Two years ago, John Tracogna, the zoo’s chief executive officer, issued a report to the board of management recommending that the zoo "phase out" its elephant program.

There were several reasons: The expected $16.5-million cost of upgrading their zoo habitat, the estimated annual $930,000 it would take to look after the herd, as well as the fact that the zoo could lose an important accreditation if they lost another elephant.

Retired game-show host Bob Barker was among the voices putting pressure on the Toronto Zoo and the city to move their elephants to a new home with a warmer climate. (CBC)

Almost 37 years after the first elephants arrived in Toronto, a vote by the zoo management board on May 12, 2011, sealed their fate. That meant that the zoo would have to find Toka, Thika and Iringa a new home. 

The report came amid public pressure from retired game-show host Bob Barker and other animal-welfare advocates to see Toronto send its elephants to a warmer climate.

In October 2011, city councillors voted in favour of sending the three surviving elephants to the PAWS sanctuary in California.

But the move was delayed on several occasions, clashes took place over where they should go, concerns about their future welfare at the sanctuary, as well as how the elephants should be transported.

The surviving Toronto elephants' pending move to California comes amid a wider debate about the fundamental suitability of keeping such creatures in captivity.

As Barker told CBC’s the fifth estate last year, he believes there will come a time where people look back on the days when elephants and other animals were held in zoos as “the dark ages.”

Other zoos, including the Calgary Zoo in Canada, have ended or are slated to end their elephant programs, as Toronto is soon set to do.

The journey south

As of now, the Toronto Zoo is set to move the elephants after Thanksgiving, though the precise date of their departure has not been made public.

Woodyer says they'll be heading south on a pair of trucks, nearly four decades after the first elephants landed here by boat.

Among zoo workers, the decision to send the elephants to California has not been popular — and the fact that the journey will see them spend at least two days  on the road has further upset them.

Matthew Berridge, the vice-president of CUPE 1600, the union local that represents hundreds of workers at the Toronto Zoo, said that zoo keepers had wanted to see the elephants move to Florida. But he said that was rejected because the plan would have seen them taken by truck — even though that is what is going to happen now.

"The system has failed these elephants. Politicians and administrators have failed to live up to their responsibilities to put the elephants' best interests at heart," Berridge said in a statement that was released ahead of the zoo board’s September meeting.

Woodyer said that moving the elephants by ground gives the people watching over them the flexibility to intervene if there are problems during the transport.

"It's not all blissful flowers when you go by air," said Woodyer, noting that nearly all of the time that elephants are moved in North America, they are moved by ground transport.

But when the zoo’s elephants get to where they are going, Woodyer said it will be "wonderful," as they settle into "an ideal environment" to live out their final years in comfort and in the company of their own species.

Lives in captivity

Styles said that in the wild, life is very dangerous for young elephants.
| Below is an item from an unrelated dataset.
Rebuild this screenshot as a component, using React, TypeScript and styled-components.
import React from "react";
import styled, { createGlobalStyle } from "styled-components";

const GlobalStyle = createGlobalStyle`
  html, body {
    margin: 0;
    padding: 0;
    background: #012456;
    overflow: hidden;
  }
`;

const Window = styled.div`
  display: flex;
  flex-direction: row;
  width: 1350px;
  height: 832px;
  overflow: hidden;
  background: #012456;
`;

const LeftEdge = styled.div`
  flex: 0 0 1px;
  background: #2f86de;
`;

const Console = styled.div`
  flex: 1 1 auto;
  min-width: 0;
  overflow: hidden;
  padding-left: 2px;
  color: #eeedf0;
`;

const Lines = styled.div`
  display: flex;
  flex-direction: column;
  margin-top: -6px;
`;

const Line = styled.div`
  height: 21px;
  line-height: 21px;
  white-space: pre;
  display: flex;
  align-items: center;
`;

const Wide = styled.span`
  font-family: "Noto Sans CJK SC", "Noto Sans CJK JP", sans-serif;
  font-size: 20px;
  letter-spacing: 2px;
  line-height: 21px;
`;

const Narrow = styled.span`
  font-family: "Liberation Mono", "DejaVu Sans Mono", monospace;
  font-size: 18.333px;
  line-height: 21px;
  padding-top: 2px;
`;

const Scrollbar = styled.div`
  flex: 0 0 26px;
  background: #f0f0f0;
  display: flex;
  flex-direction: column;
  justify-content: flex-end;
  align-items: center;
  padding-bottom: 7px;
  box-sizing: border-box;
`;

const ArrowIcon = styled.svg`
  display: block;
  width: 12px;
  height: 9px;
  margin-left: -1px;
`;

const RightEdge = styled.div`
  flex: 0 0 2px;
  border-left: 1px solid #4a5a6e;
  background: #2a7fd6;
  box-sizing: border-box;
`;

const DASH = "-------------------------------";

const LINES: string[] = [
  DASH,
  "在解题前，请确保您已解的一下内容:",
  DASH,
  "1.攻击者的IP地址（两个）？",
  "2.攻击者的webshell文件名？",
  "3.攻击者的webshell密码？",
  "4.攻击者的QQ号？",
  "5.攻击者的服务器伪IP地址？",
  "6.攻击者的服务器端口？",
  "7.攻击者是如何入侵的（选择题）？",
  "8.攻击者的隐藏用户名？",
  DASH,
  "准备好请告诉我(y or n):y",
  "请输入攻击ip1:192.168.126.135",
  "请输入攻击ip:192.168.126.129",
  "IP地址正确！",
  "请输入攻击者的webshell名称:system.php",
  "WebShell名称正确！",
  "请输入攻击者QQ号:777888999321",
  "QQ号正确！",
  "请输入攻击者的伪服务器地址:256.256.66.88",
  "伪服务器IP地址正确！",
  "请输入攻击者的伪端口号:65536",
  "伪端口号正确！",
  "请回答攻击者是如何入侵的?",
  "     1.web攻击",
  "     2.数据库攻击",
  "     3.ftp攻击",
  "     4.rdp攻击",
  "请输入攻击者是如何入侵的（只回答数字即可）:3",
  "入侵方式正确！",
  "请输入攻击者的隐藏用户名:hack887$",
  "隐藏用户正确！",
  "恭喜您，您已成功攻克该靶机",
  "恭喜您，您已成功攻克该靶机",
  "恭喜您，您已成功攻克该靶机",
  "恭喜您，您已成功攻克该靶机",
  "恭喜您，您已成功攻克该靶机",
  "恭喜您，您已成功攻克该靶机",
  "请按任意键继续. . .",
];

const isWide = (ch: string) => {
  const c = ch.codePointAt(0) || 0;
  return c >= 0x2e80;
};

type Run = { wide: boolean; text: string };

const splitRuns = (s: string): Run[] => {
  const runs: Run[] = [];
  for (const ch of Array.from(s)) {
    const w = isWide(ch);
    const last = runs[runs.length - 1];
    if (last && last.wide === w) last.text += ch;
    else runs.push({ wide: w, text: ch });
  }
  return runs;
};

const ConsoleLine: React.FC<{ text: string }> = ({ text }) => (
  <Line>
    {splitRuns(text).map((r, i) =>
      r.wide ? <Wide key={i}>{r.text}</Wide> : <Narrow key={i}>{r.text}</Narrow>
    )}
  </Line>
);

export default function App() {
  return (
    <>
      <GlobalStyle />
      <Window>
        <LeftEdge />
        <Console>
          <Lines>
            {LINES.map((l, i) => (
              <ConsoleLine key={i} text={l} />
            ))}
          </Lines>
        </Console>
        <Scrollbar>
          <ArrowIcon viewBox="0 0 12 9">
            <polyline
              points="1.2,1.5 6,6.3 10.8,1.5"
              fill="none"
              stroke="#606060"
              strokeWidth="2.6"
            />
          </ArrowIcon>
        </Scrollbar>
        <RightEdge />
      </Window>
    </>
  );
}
They get sick, they starve, in some cases they get hunted by predators or shot by poachers for their ivory tusks.

"We think of them as a super-animal," Styles said, but they are just as vulnerable as any other.

For elephants that make it into their fifth decade, their time on the Earth is limited.
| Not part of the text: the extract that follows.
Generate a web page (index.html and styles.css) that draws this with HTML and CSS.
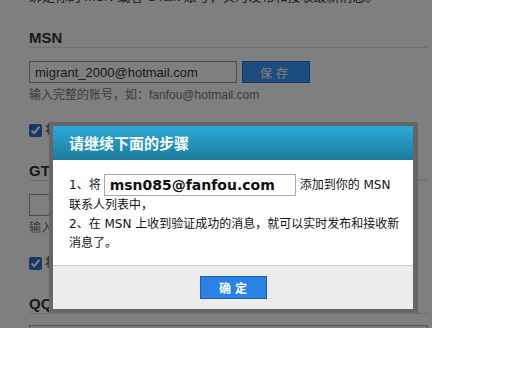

"They are getting a little old to be moved," said Styles, referring to the journey ahead for Toka, Thika and Iringa.

Toby Styles, a retired zoo worker, says that millions of people had a chance to see elephants in the flesh during their 39-plus years in Toronto. (CBC)

And while Styles is sad to see Toronto’s elephants depart, he fears more for the future of the species as a whole, especially as poaching continues and the size of their natural habitat continues to shrink.

Case in point, authorities in Zimbabwe recently arrested nine suspected poachers following a rash of elephant poisonings in Hwange National Park — a place that is home to some of the most densely packed elephant populations in all of Africa.

The ivory is worth big money to the poachers, who are willing to risk jail time for the money they can get.

Styles said that it’s only a matter of time until they are no more.

 "They are going to be gone, they are going to go," said Styles.

Styles said that what zoos do is give a person a chance to see an elephant in the flesh, like the millions who have walked through the Toronto Zoo’s gates over the years and made their way to the African Savanna section.

"That’s what zoos do, they make them real," Styles said.

It's an argument that Woodyer has heard before, but one she can't support.

Woodyer said young children are highly fascinated by dinosaurs and creatures that have never been in zoos, suggesting they don't need to see something in captivity to appreciate it.

In her view, the keeping of elephants in zoos is for entertaining the public and it's simply wrong.